- The Washington Times - Monday, May 18, 2009

Several lawmakers cautioned Sunday against any artificial deadline on closing the Guantanamo Bay detention center, and Republicans predicted that President Obama would step back from his vow to close the facility by January.

Mr. Obama had pledged to release the detainees being held at Guantanamo by January, but the issue of what to do with those prisoners has vexed politicians here and abroad.

Sen. Jim Webb, Virginia Democrat, said he opposes releasing detainees in his state and said the administration should not adhere to “artificial deadlines” when determining when to release the detainees.

He said Sunday, when reminded of the Obama administration’s January deadline, that the White House had made many promises.

“They’ve said a lot of things and taken a look and said some other things,” Mr. Webb said Sunday on ABC’s “This Week.” “So let’s process these people in a very careful way and then take care of it.”

Mr. Obama already has disappointed many liberal supporters with shifting stances on national-security issues. In just the past week, he reversed himself by declining to release photos of detainee abuse and also said he would continue to use military tribunals to try Guantanamo detainees, a practice for which he had criticized the Bush administration.

The president said he thinks releasing additional photos of detainee abuse would put American troops in additional harm and has detailed an amended military tribunal policy that would expand rights for detainees. But civil liberties groups have chafed at Mr. Obama’s stances as reversals anyway.

“I think if the president spent as much time as I have sitting in those military commissions like Guantanamo - several weeks I have sat there in the back of that courtroom - he would see the debacle of justice,” American Civil Liberties Union President Anthony Romero said on CBS’ “Face the Nation.” “He would see that there is no way to resurrect these military commissions. It’s like a toxic-waste dump. You can’t just build a new house on a toxic-waste dump, you have to move the house.”

Rep. James P. Moran, Virginia Democrat, has said he would support holding some detainees in Virginia, but most other politicians have said they would oppose holding them in their states.

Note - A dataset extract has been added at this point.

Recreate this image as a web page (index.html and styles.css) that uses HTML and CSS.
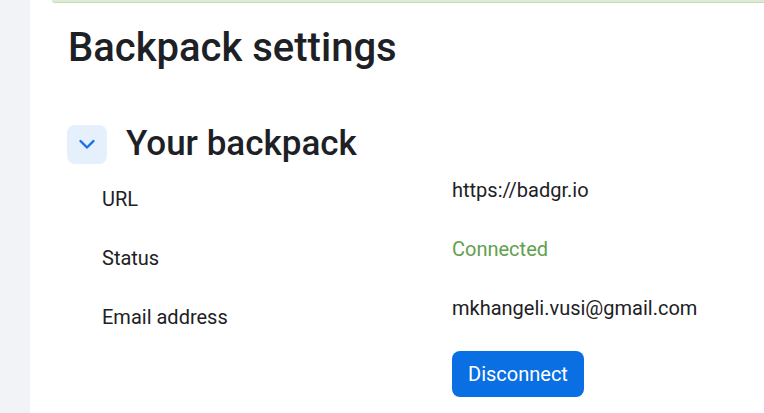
FILE: index.html
```html
<!DOCTYPE html>
<html lang="en">
<head>
  <meta charset="UTF-8">
  <meta name="viewport" content="width=device-width, initial-scale=1.0">
  <title>Backpack settings</title>
  <link rel="stylesheet" href="styles.css">
</head>
<body>
  <div id="page">
    <div class="drawer"></div>
    <div class="main">
      <div class="alert-success"></div>
      <h2 class="page-title">Backpack settings</h2>
      <div class="section">
        <div class="section-head">
          <span class="toggle">
            <svg width="18" height="18" viewBox="0 0 18 18">
              <path d="M2.5 6 L9 12.5 L15.5 6" fill="none" stroke="#1570ea" stroke-width="2.4" stroke-linecap="round" stroke-linejoin="round"/>
            </svg>
          </span>
          <h3>Your backpack</h3>
        </div>
        <dl class="fields">
          <dt>URL</dt>
          <dd>https://badgr.io</dd>
          <dt>Status</dt>
          <dd class="connected">Connected</dd>
          <dt>Email address</dt>
          <dd>mkhangeli.vusi@gmail.com</dd>
        </dl>
        <div class="actions">
          <button class="btn">Disconnect</button>
        </div>
      </div>
    </div>
  </div>
</body>
</html>
```

FILE: styles.css
```css
*{
  margin: 0;
  padding: 0;
  box-sizing: border-box;
}
body{
  font-family: Roboto, "Liberation Sans", sans-serif;
  color: #1d2125;
  background: #fff;
}
#page{
  display: flex;
  min-height: 100vh;
  overflow: hidden;
}
#page .drawer{
  width: 30px;
  flex-shrink: 0;
  background-color: #f1f3f7;
}
#page .main{
  flex: 1;
  padding-left: 37px;
}
.alert-success{
  height: 3px;
  margin-left: -15px;
  margin-right: -20px;
  background-color: #dcebd4;
  border-bottom: 1px solid #c5dbb9;
  border-bottom-left-radius: 6px;
}
h2.page-title{
  margin-top: 21px;
  font-size: 40px;
  line-height: 48px;
  font-weight: 500;
  padding-left: 1px;
}
.section-head{
  display: flex;
  align-items: center;
  gap: 19px;
  margin-top: 52px;
}
.section-head .toggle{
  display: flex;
  align-items: center;
  justify-content: center;
  width: 40px;
  height: 39px;
  border-radius: 8px;
  background-color: #e6f0fc;
}
.section-head h3{
  font-size: 35px;
  line-height: 40px;
  font-weight: 500;
}
dl.fields{
  display: grid;
  grid-template-columns: 350px 1fr;
  align-items: start;
  row-gap: 22px;
  margin-top: 12px;
  padding-left: 35px;
  font-size: 20px;
  line-height: 28px;
}
dl.fields dt{
  padding-top: 9px;
}
dl.fields dd.connected{
  color: #62a04d;
}
.actions{
  margin-top: 20px;
  padding-left: 385px;
}
.btn{
  font-family: Roboto, "Liberation Sans", sans-serif;
  font-size: 20px;
  line-height: 46px;
  height: 46px;
  padding: 0 16px;
  color: #fff;
  background-color: #0a6fe3;
  border: 0;
  border-radius: 8px;
}
```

Republican lawmakers predicted Sunday that Mr. Obama would likely push back the January deadline, with Rep. Peter T. King, New York Republican and ranking Homeland Security Committee member, telling CBS that the president “made a mistake by setting an arbitrary deadline.”

Senate Minority Leader Mitch McConnell agreed, saying Mr. Obama should not have locked in a date without accounting for where the detainees would go.

“The president made a mistake by picking a date certain to close Guantanamo. He’s changed his mind about a number of things,” Mr. McConnell, Kentucky Republican, said on “Fox News Sunday.” “This is one, I think, that requires an adjustment in his position because I think he’s going to have a very difficult time figuring out what to do with these terrorists.”

Virginia Gov. Tim Kaine, whom Mr. Obama recently backed as Democratic National Committee chairman, said the president has not reversed himself.

“On the photos, the president wrestled with a very fundamental question, which is: Now that certain photos are out, are more photos going to help us in our national security or not?” Mr. Kaine said on NBC’s “Meet the Press.” “I think we want a president who’s going to look at that data every day and try to make the best decision for the national security, and that was this decision.”